(Records contained in a dataset)

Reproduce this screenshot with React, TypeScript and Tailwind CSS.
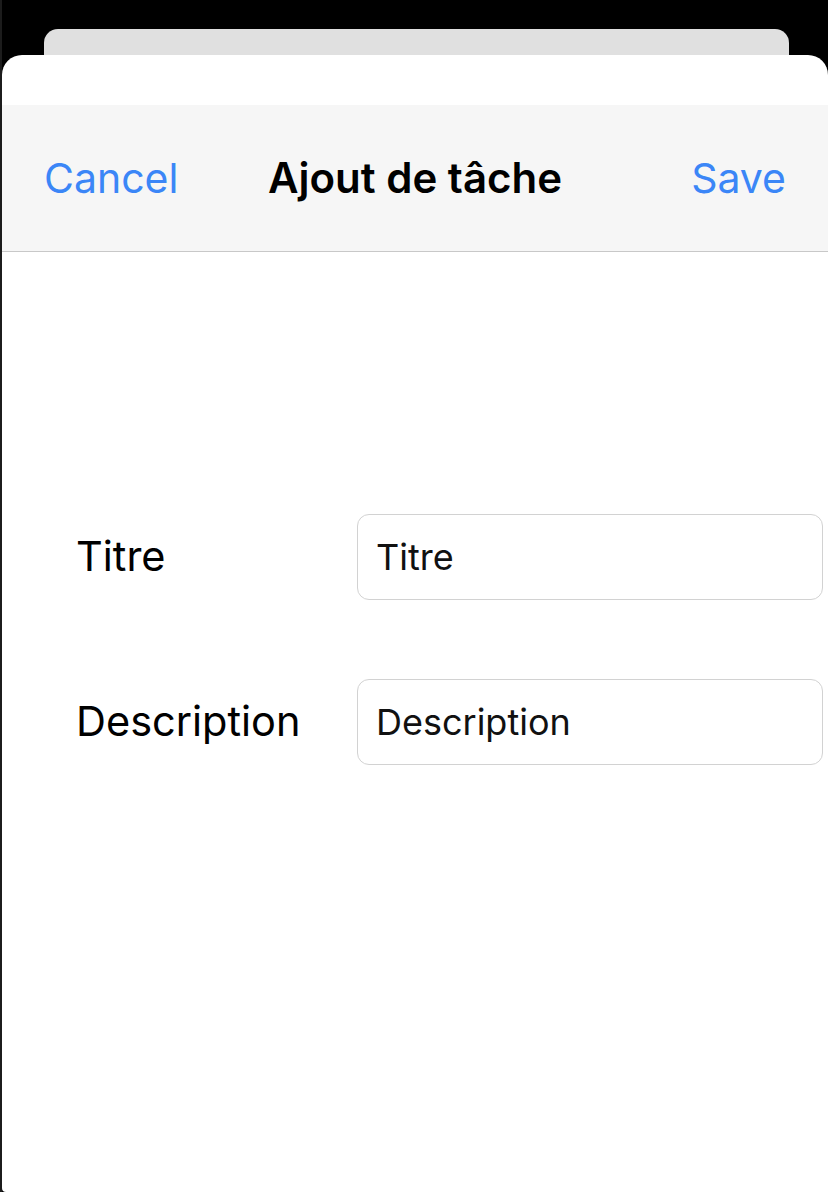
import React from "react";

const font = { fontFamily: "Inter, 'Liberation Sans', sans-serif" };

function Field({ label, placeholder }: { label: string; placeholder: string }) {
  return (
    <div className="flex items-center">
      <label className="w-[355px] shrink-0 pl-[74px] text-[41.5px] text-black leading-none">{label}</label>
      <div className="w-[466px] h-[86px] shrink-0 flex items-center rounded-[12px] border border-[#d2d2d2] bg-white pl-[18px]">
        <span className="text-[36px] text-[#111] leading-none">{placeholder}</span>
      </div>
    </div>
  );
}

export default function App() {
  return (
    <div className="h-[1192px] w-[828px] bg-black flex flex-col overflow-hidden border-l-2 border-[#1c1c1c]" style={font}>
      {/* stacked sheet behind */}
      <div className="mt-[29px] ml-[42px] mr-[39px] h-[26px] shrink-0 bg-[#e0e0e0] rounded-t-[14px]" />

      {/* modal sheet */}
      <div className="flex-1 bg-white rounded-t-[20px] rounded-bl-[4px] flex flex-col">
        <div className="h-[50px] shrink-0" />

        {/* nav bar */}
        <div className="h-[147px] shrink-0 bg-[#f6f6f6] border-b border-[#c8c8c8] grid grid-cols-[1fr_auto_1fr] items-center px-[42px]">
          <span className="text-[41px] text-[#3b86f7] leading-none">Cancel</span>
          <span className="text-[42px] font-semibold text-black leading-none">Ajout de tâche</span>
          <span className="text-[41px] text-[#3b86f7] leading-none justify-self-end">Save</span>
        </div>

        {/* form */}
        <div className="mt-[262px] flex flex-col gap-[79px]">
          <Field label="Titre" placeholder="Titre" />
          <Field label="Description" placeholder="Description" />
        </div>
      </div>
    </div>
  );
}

---

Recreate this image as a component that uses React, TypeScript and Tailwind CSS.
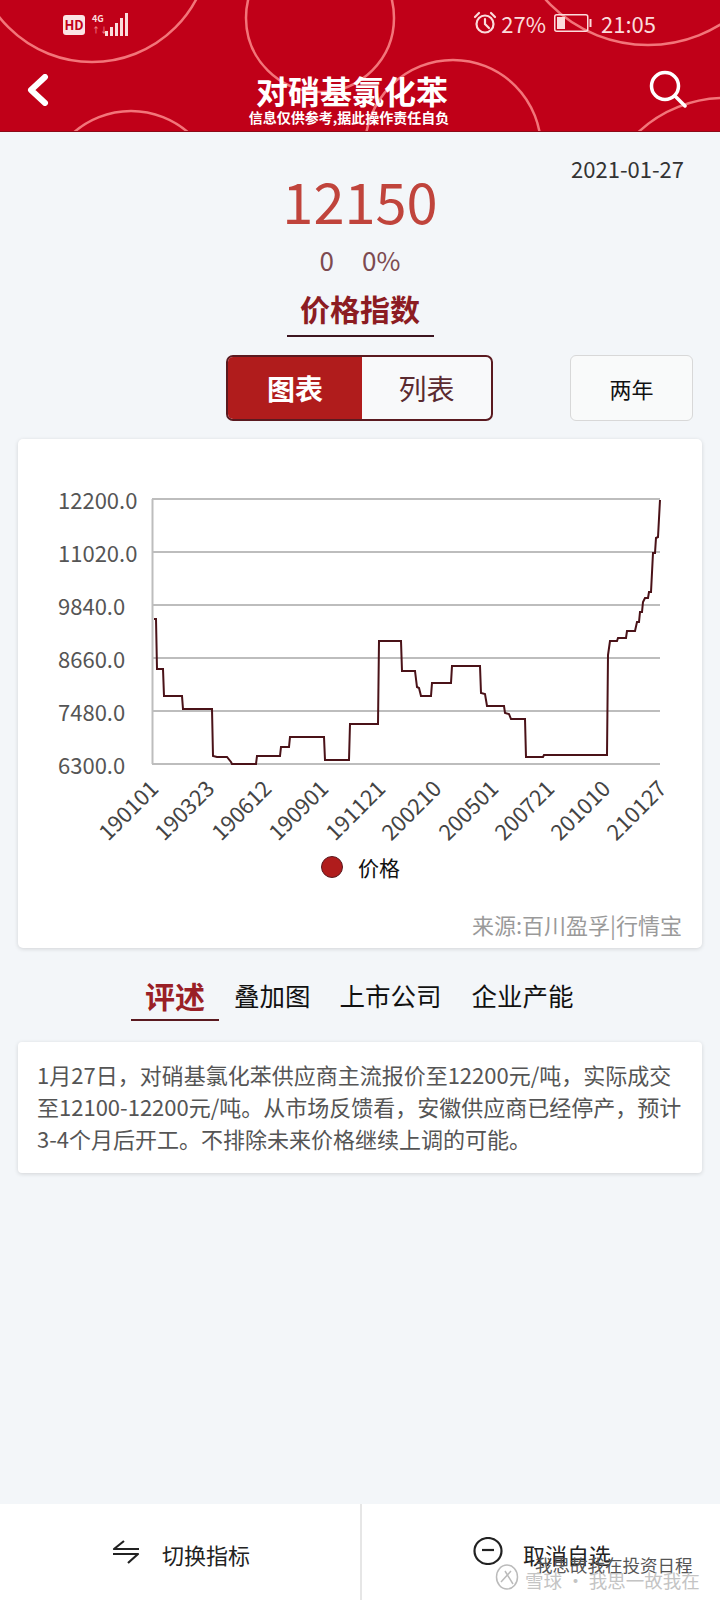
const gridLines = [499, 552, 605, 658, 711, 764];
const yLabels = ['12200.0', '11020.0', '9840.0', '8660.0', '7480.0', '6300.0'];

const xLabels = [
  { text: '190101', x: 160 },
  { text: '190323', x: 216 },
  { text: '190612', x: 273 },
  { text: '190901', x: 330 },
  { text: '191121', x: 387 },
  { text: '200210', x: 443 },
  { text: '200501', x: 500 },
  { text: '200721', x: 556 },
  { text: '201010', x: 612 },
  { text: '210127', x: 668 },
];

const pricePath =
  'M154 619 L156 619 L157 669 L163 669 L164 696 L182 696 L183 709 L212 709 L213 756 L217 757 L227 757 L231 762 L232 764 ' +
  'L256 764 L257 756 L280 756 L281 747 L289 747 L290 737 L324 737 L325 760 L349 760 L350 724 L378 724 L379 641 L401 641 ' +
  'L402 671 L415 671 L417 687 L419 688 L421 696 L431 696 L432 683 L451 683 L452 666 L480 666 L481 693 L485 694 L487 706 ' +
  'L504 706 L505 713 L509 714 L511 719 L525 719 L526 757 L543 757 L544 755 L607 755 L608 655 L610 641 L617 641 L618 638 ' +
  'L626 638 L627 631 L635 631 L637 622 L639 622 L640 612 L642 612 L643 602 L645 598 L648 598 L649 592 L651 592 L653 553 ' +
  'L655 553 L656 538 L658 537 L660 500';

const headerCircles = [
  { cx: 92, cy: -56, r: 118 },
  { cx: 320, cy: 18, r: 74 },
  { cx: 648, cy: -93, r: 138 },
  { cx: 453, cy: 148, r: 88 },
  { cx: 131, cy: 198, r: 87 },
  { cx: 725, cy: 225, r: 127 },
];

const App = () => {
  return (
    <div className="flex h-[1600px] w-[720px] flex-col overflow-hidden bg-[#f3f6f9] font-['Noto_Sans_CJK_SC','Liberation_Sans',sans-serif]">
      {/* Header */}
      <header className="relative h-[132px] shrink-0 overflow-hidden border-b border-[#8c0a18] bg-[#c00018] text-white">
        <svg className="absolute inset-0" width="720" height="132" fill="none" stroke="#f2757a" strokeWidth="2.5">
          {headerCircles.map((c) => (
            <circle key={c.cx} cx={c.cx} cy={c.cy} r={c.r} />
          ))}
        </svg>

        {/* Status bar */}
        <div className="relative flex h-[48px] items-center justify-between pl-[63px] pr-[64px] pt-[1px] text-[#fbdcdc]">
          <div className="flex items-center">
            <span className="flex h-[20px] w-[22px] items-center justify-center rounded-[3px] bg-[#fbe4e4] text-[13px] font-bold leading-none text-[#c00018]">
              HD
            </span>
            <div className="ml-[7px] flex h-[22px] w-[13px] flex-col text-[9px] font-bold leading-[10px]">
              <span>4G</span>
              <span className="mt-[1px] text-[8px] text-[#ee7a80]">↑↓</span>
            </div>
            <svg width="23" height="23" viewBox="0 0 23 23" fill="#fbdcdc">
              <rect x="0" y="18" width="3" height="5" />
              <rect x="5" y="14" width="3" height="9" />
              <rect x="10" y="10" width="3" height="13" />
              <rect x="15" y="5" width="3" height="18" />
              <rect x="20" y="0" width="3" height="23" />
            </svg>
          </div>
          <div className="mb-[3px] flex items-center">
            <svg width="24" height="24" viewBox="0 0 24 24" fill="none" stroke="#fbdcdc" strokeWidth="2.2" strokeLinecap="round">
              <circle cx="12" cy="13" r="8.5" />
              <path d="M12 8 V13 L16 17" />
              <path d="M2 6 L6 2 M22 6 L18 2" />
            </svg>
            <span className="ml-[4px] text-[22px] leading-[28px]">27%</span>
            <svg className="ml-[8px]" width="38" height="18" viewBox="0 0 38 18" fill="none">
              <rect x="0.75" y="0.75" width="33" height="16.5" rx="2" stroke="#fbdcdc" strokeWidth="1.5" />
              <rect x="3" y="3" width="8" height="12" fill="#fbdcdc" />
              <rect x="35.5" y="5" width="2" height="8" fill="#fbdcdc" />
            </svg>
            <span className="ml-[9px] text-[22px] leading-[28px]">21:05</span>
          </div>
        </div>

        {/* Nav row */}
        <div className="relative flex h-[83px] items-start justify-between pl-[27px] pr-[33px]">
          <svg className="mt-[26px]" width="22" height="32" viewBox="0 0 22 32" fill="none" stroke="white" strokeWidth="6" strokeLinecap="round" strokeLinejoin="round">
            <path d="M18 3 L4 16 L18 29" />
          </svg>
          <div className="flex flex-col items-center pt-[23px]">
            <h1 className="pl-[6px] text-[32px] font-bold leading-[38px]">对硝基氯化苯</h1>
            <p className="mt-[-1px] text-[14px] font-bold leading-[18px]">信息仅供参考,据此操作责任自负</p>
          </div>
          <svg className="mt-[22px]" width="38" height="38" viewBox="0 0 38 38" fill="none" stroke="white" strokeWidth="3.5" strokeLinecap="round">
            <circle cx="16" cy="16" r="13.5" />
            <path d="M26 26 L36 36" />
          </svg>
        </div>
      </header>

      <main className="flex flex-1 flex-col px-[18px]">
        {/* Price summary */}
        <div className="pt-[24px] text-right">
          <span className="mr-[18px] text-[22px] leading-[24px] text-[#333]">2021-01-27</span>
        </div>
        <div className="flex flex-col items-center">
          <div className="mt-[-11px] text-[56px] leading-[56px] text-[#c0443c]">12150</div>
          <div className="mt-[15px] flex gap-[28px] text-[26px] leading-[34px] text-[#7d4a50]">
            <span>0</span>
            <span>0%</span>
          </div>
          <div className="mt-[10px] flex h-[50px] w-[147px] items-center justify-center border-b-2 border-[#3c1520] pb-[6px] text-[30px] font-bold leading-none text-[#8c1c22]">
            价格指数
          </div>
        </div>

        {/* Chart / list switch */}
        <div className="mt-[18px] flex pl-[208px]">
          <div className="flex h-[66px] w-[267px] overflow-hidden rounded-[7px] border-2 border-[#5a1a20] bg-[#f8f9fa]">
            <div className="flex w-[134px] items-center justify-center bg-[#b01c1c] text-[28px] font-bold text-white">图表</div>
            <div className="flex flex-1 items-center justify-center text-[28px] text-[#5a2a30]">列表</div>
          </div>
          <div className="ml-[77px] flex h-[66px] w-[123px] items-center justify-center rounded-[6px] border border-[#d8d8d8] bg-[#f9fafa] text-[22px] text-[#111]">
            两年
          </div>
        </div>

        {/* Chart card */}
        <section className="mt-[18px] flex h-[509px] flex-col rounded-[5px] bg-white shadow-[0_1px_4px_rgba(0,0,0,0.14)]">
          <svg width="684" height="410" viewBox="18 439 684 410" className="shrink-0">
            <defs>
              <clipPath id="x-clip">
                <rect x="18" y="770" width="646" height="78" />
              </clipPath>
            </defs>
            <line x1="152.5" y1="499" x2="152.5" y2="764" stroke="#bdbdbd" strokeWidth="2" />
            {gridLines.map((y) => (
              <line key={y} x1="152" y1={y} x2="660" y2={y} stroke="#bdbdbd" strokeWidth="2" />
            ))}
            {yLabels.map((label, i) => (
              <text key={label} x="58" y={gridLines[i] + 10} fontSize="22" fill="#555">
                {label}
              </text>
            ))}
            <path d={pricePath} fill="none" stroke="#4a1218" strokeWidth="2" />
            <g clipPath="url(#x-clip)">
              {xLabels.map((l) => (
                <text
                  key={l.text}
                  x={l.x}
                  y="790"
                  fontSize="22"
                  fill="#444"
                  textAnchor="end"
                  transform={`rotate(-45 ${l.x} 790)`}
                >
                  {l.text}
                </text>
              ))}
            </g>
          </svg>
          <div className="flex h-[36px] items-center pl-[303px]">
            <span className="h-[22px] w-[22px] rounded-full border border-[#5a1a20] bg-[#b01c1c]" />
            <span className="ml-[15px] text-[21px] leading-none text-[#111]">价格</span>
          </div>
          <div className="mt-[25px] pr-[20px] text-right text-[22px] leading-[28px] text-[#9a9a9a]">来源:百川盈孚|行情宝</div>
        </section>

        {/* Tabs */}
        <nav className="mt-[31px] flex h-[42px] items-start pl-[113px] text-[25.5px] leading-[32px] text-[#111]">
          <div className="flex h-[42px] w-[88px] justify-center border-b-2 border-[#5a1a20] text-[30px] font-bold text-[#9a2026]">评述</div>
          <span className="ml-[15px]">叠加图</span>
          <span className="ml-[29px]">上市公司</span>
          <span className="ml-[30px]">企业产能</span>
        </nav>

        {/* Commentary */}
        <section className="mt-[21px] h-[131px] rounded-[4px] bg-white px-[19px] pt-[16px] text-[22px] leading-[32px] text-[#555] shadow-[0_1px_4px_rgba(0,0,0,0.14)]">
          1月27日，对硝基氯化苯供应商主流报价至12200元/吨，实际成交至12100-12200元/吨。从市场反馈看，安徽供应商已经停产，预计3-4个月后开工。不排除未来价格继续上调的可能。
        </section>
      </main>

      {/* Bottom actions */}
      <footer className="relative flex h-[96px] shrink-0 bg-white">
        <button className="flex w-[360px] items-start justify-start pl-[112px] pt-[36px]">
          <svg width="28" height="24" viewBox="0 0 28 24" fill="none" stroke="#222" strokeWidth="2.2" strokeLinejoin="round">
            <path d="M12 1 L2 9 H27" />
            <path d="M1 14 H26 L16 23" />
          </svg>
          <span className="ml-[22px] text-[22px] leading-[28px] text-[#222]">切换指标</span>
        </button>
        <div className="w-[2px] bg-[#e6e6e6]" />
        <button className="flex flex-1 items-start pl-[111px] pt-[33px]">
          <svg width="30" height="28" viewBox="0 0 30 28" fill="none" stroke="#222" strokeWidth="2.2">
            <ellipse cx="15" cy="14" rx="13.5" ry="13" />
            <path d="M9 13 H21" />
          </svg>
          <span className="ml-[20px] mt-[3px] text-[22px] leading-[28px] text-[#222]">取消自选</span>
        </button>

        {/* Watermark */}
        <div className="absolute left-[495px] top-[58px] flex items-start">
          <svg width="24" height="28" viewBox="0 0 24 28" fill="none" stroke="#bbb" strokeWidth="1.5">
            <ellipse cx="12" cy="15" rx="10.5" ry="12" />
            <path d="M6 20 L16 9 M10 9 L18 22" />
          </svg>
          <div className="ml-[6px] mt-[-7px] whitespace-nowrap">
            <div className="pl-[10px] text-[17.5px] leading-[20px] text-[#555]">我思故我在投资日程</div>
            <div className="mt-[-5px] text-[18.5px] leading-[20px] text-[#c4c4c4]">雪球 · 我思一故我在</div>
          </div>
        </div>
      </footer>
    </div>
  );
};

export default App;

...

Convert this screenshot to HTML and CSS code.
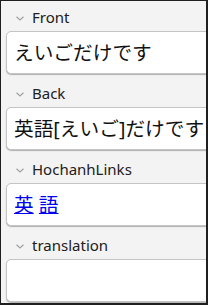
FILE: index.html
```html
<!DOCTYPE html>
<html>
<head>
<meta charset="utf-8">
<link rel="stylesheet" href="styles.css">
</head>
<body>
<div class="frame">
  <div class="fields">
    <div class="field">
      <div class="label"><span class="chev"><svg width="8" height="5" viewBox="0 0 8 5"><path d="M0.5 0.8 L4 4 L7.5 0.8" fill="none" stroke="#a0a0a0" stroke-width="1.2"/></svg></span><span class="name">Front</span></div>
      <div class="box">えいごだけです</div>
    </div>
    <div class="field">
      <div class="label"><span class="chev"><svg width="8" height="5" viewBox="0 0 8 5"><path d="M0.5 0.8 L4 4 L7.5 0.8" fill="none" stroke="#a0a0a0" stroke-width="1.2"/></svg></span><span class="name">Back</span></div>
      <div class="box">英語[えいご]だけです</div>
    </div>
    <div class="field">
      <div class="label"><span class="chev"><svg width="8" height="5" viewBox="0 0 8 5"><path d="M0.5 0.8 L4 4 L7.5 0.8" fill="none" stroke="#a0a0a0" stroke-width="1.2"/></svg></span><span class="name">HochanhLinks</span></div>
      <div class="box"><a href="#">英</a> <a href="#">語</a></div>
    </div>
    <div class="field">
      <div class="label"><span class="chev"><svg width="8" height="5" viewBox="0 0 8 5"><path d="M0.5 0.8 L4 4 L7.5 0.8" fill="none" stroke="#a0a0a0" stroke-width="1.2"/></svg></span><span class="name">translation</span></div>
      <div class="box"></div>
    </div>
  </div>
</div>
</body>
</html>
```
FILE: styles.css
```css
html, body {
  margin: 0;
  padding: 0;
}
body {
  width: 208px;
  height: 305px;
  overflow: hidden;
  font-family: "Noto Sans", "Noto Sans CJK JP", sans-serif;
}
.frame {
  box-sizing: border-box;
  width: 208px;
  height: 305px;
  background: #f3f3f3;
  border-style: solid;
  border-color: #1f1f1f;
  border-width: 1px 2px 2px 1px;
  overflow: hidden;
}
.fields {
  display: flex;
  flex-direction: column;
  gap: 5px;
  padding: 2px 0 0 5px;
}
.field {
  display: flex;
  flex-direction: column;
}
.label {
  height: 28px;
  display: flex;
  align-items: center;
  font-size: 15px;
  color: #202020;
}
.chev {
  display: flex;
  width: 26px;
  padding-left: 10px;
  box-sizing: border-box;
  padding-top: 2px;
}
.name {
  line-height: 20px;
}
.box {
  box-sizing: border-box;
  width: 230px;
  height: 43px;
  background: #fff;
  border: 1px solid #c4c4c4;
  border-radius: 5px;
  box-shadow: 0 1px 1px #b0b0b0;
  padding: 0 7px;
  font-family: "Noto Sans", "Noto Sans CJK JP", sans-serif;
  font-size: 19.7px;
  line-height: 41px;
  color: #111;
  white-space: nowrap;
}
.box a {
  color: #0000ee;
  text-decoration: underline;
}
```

Exercise prompt
Among the lines above, how many contain the string "screenshot"? State the number alone.

Solution
2